A missed traffic citation deadline in Pennsylvania can snowball fast, even if it started as a simple ticket on Route 30 or a stop coming home on Interstate 81. If you just found that citation again and realized the date has already passed, the main thing to know is this: the problem usually can still be addressed, but it gets harder, more expensive, and more stressful the longer it sits.
What Happens If You Miss a Traffic Citation Deadline in Pennsylvania
Missing a deadline on a Pennsylvania traffic ticket can lead to added fines, a default judgment, suspension trouble, or in some situations a bench warrant. That sounds dramatic, but it usually starts in a very ordinary way: a citation gets tossed in the glove box, life gets busy, and then the due date slips past.
The catch is that Pennsylvania courts do not treat silence as a harmless delay. If no payment, plea, or appearance happens by the required date, the court may move the case forward without you. What that looks like depends on the kind of deadline you missed and what the court has already done.
A late ticket is a lot like an unpaid utility bill. At first it feels fixable. Leave it alone long enough and suddenly there are extra fees, service interruptions, and a much bigger headache than the original problem.
The First Thing to Check on Your Citation
Before doing anything else, look closely at the citation itself. The next move depends on what deadline passed, what charge was filed, and which court is handling the matter. Missing a payment date is not always handled the same way as missing a hearing date, and those differences matter.
Your citation should show the charge, the issuing officer, the date of the stop, the district court, and instructions about how to respond. Start there. Even one small detail, like the name of the court in Carlisle, Gettysburg, Camp Hill, or Harrisburg, can change where you need to call and what process applies.
Was It a Payment Deadline, a Hearing Date, or a Response Deadline?
A response deadline usually means the date by which you had to enter a plea, often guilty or not guilty. A payment deadline means the court expected fines and costs to be paid by a certain date. A hearing date means you were required to show up in court at a set time.
Those are not interchangeable. If you missed a payment date, the court may still show a balance due and may have added costs. If you missed a hearing, the court may have entered a default or taken another step because you did not appear. If you missed the date to respond at all, the case may already have moved into a different status.
That is why guessing is a bad idea here. A ticket can look simple on paper while the court record says something very different.
Which Pennsylvania Court Is Handling the Citation?
Most traffic citations in Adams, Cumberland, York, Dauphin, and Perry Counties start in a Magisterial District Court. That is the local court level that handles many traffic matters before anything goes further.
Why does that matter? Because the court listed on the citation is the place with the case record. Local procedures can vary a bit from court to court, even when the underlying state rules are the same. A missed deadline tied to a district court near Carlisle Pike may be processed differently in practice than one tied to a district court serving part of Harrisburg or Gettysburg, especially when it comes to how quickly staff can confirm status, accept payment, or explain what filing is needed next.

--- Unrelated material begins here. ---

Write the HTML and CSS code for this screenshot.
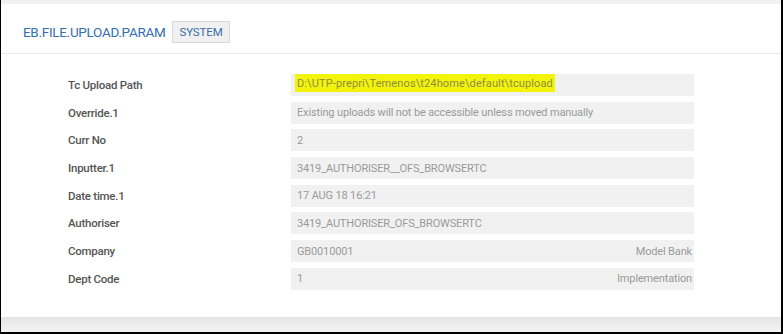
FILE: index.html
```html
<!DOCTYPE html>
<html lang="en">

<head>
    <meta charset="UTF-8">
    <meta name="viewport" content="width=device-width, initial-scale=1.0">
    <title>EB.FILE.UPLOAD.PARAM</title>
    <link rel="stylesheet" href="styles.css">
</head>

<body>
    <div class="frame">
        <div class="top-strip"></div>

        <!-- Record header -->
        <div class="header">
            <h1 class="title">EB.FILE.UPLOAD.PARAM</h1>
            <span class="badge">SYSTEM</span>
        </div>

        <!-- Record fields -->
        <div class="fields">
            <div class="row">
                <span class="label">Tc Upload Path</span>
                <div class="value"><mark class="hl">D:\UTP-prepri\Temenos\t24home\default\tcupload</mark></div>
            </div>
            <div class="row">
                <span class="label">Override.1</span>
                <div class="value">Existing uploads will not be accessible unless moved manually</div>
            </div>
            <div class="row">
                <span class="label">Curr No</span>
                <div class="value">2</div>
            </div>
            <div class="row">
                <span class="label">Inputter.1</span>
                <div class="value">3419_AUTHORISER__OFS_BROWSERTC</div>
            </div>
            <div class="row">
                <span class="label">Date time.1</span>
                <div class="value">17 AUG 18 16:21</div>
            </div>
            <div class="row">
                <span class="label">Authoriser</span>
                <div class="value">3419_AUTHORISER_OFS_BROWSERTC</div>
            </div>
            <div class="row">
                <span class="label">Company</span>
                <div class="value">GB0010001 <span class="enrich">Model Bank</span></div>
            </div>
            <div class="row">
                <span class="label">Dept Code</span>
                <div class="value">1 <span class="enrich">Implementation</span></div>
            </div>
        </div>

        <div class="footer-strip"></div>
    </div>
</body>

</html>
```

FILE: styles.css
```css
body {
    font-family: Roboto, 'Liberation Sans', sans-serif;
    margin: 0;
    padding: 0;
    background-color: #ffffff;
}

.frame {
    height: 334px;
    box-sizing: border-box;
    border-left: 1px solid #000;
    border-right: 2px solid #000;
    border-bottom: 2px solid #000;
    display: flex;
    flex-direction: column;
}

.top-strip {
    height: 4px;
    background-color: #f1f1f1;
}

.header {
    display: flex;
    align-items: center;
    gap: 7px;
    padding: 17px 0 10px 22px;
    border-bottom: 1px solid #e9e9e9;
}

.title {
    margin: 0;
    font-size: 13.5px;
    font-weight: 400;
    color: #3470b0;
    letter-spacing: -0.3px;
}

.badge {
    display: flex;
    align-items: center;
    height: 20px;
    padding: 0 6px;
    font-size: 11.5px;
    color: #3d6da6;
    background-color: #f0f0f0;
    border: 1px solid #d9d9d9;
    letter-spacing: -0.1px;
}

.fields {
    flex: 1;
    display: flex;
    flex-direction: column;
    gap: 5.7px;
    padding: 20px 0 0 67px;
}

.row {
    display: flex;
    align-items: center;
}

.label {
    width: 223px;
    font-size: 11.5px;
    font-weight: 500;
    color: #555555;
    letter-spacing: -0.25px;
}

.value {
    width: 403px;
    height: 22px;
    box-sizing: border-box;
    padding: 0 2px 0 6px;
    display: flex;
    align-items: center;
    justify-content: space-between;
    background-color: #f1f1f1;
    font-size: 11px;
    color: #9a9a9a;
    letter-spacing: -0.15px;
}

.hl {
    align-self: flex-start;
    height: 17px;
    display: flex;
    align-items: center;
    margin-left: -2px;
    padding: 1px 2px 0;
    background-color: #f3f30c;
    color: #8e8e40;
    letter-spacing: 0.12px;
}

.enrich {
    color: #9a9a9a;
}

.footer-strip {
    height: 15px;
    background: linear-gradient(#e4e4e4, #f4f4f4);
}
```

Common Consequences of Missing the Deadline
The most practical way to think about this is simple: a missed deadline rarely fixes itself. It usually becomes more expensive, more formal, or both.
Late Fees, Added Costs, and Collection Problems
An unpaid citation can grow beyond the amount you first saw on the ticket. Court costs, penalties, and collection-related issues can turn a manageable fine into something much harder to deal with. What started as one citation after a stop on the Carlisle Pike can become a larger balance before you realize anything changed.
And once extra costs are added, paying it off often feels less like checking a box and more like digging out of a hole. That is why speed matters.
License Suspension or PennDOT Problems
Some missed traffic matters can create license problems, including suspension issues or a hold connected to PennDOT, Pennsylvania’s driver and vehicle agency. Not every late ticket causes that result, but some do, especially once the case reaches a certain point or involves a particular kind of violation.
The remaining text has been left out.